BAGHDAD -- Hope has become increasingly rare among Iraq's Christian minority, which says it is under threat as never before.

But Sister Beninia Hermes Shoukwana, the nun who has served as headmistress at the Hebtikar public school for more than 30 years, sees the threats and violence against her faith as just another challenge to be met.

About 10 percent of Iraq's estimated 800,000 Christians have fled the country, most of them to neighboring Syria.

"The people are terrified, actually, about what is happening," said the Rev. Saad Hanna, a priest at Mary Jacob Church in the Dora section of Baghdad, which recently was blackened by a bomb. Its parishioners number a third of what they did before the war.

"The people no longer come to church," Father Hanna says. "The truth is we are in trouble and we don't know how to overcome this."

Sister Shoukwana, 64, does not hide her distress over the fate of her fellow Iraqi Christians, most of them Chaldeans -- members of the Nestorian sect who converted to Catholicism in the 16th century.

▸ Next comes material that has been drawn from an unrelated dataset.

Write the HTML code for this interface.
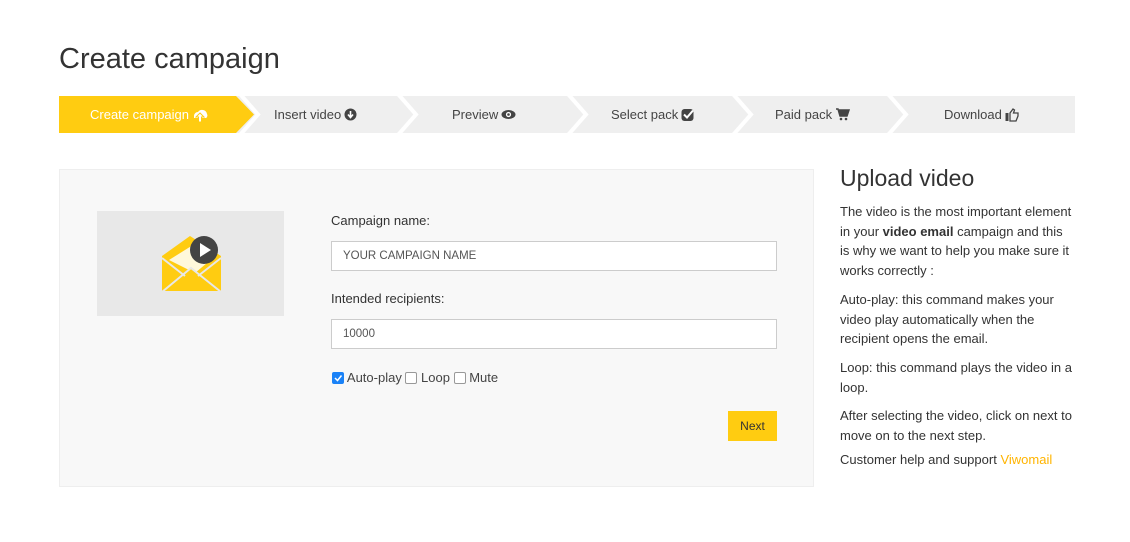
<!DOCTYPE html>
<html><head><meta charset="utf-8"><style>
*{margin:0;padding:0;box-sizing:border-box}
body{width:1130px;height:542px;background:#fff;font-family:"Liberation Sans",sans-serif;color:#444;position:relative;overflow:hidden}
.abs{position:absolute}
h1{position:absolute;left:59px;top:43px;font-size:29px;font-weight:normal;color:#333}
.tab{position:absolute;top:107px;font-size:13px;color:#444;white-space:nowrap;display:flex;align-items:center;gap:3px}
.tab svg{display:block}
.panel{position:absolute;left:59px;top:169px;width:755px;height:318px;background:#f8f8f8;border:1px solid #eee}
.lbl{position:absolute;font-size:13px;color:#333}
.inp{position:absolute;left:331px;width:446px;height:30px;background:#fff;border:1px solid #ccc;font-size:11.5px;padding:8px 11px;color:#555}
.side{position:absolute;left:840px;top:202px;width:234px;font-size:13px;line-height:19.7px;color:#333}
.side p{margin-bottom:9px}
.cb{display:inline-block;width:12px;height:12px;border:1px solid #999;border-radius:2px;vertical-align:-2px;background:#fff}
</style></head><body>
<h1>Create campaign</h1>
<svg class="abs" style="left:0;top:0" width="1130" height="140">
<rect x="59" y="96" width="1016" height="37" fill="#efefef"/>
<polygon points="59,96 236,96 254,114.5 236,133 59,133" fill="#ffcc11"/>
<g fill="none" stroke="#fff" stroke-width="4">
<polyline points="240,94 258,114.5 240,135"/>
<polyline points="398,94 416,114.5 398,135"/>
<polyline points="568,94 586,114.5 568,135"/>
<polyline points="733,94 751,114.5 733,135"/>
<polyline points="888,94 906,114.5 888,135"/>
</g>
</svg>
<div class="tab" style="left:90px;color:#fff">Create campaign <svg width="16" height="14"><path d="M2 8a4 4 0 0 1 4-4a5 5 0 0 1 9 2a3 3 0 0 1-1 4H2z" fill="#fff"/><path d="M8 5l-4 4h2.5v5h3V9H12z" fill="#fff" stroke="#ffcc11" stroke-width="1"/></svg></div>
<div class="tab" style="left:274px">Insert video <svg width="13" height="13"><circle cx="6.5" cy="6.5" r="6" fill="#444"/><path d="M6.5 3v6M4 6.5l2.5 3 2.5-3" stroke="#fff" stroke-width="1.6" fill="none"/></svg></div>
<div class="tab" style="left:452px">Preview <svg width="15" height="11"><ellipse cx="7.5" cy="5.5" rx="7" ry="4.5" fill="#444"/><circle cx="7.5" cy="5.5" r="2.6" fill="#fff"/><circle cx="7.5" cy="5.5" r="1.3" fill="#444"/></svg></div>
<div class="tab" style="left:611px">Select pack <svg width="14" height="13"><rect x="0.5" y="1" width="12" height="12" rx="3" fill="#444"/><path d="M3 6.5l3 3 6-7" stroke="#fff" stroke-width="2" fill="none"/></svg></div>
<div class="tab" style="left:775px">Paid pack <svg width="15" height="13"><path d="M1 1h2l2 7h7l2-6H4" fill="#444" stroke="#444" stroke-width="1.5"/><circle cx="6" cy="11" r="1.3" fill="#444"/><circle cx="11" cy="11" r="1.3" fill="#444"/></svg></div>
<div class="tab" style="left:944px">Download <svg width="15" height="14"><rect x="0.5" y="5" width="3" height="8" fill="#444"/><path d="M5 5l3-4 1.5 1-1 3h4.5v3l-2 5H5z" fill="none" stroke="#444" stroke-width="1.3"/></svg></div>
<div class="panel"></div>
<div class="abs" style="left:97px;top:211px;width:187px;height:105px;background:#e8e8e8"></div>
<svg class="abs" style="left:155px;top:230px" width="75" height="70">
<path d="M7 26L35 6 66 26V62H7z" fill="#ffcc11"/>
<path d="M14 30L38 15 58 28 40 43z" fill="#fff" opacity="0.85"/>
<path d="M7 62L36 38 66 62z" fill="#ffcc11" stroke="#e8e8e8" stroke-width="2"/>
<path d="M7 28L30 46M66 28L43 46" stroke="#e8e8e8" stroke-width="2"/>
<circle cx="49" cy="20" r="14" fill="#444"/><path d="M45 13l11 7-11 7z" fill="#fff"/>
</svg>
<div class="lbl" style="left:331px;top:213px">Campaign name:</div>
<div class="inp" style="top:241px">YOUR CAMPAIGN NAME</div>
<div class="lbl" style="left:331px;top:291px">Intended recipients:</div>
<div class="inp" style="top:319px">10000</div>
<div class="lbl" style="left:332px;top:370px;color:#444"><span class="cb" style="background:#1a82f7;border-color:#1a82f7;position:relative"><svg width="10" height="10" style="position:absolute;left:0;top:0"><path d="M2 5l2.5 2.5 4-5" stroke="#fff" stroke-width="1.5" fill="none"/></svg></span> Auto-play <span class="cb"></span> Loop <span class="cb"></span> Mute</div>
<div class="abs" style="left:728px;top:411px;width:49px;height:30px;background:#ffcc11;font-size:12px;color:#333;text-align:center;line-height:30px">Next</div>
<div class="abs" style="left:840px;top:165px;font-size:23px;color:#333">Upload video</div>
<div class="side">
<p>The video is the most important element in your <b>video email</b> campaign and this is why we want to help you make sure it works correctly :</p>
<p>Auto-play: this command makes your video play automatically when the recipient opens the email.</p>
<p>Loop: this command plays the video in a loop.</p>
<p style="margin-bottom:4px">After selecting the video, click on next to move on to the next step.</p>
<p>Customer help and support <span style="color:#ffb400">Viwomail</span></p>
</div>
</body></html>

"For years, Christians and Muslims lived like brothers and sisters. Today, the extremists are trying to separate us," she says.

She vows to continue running her white-brick school attended by 3,000 students and keep building bridges between Iraq's faiths.

For years, she says, she has been peppered with the same innocent questions from her mostly Muslim student body.

"'Madame Headmistress,' they ask me, 'why don't you dress like mommy? Why do you always wear the same white dress?' "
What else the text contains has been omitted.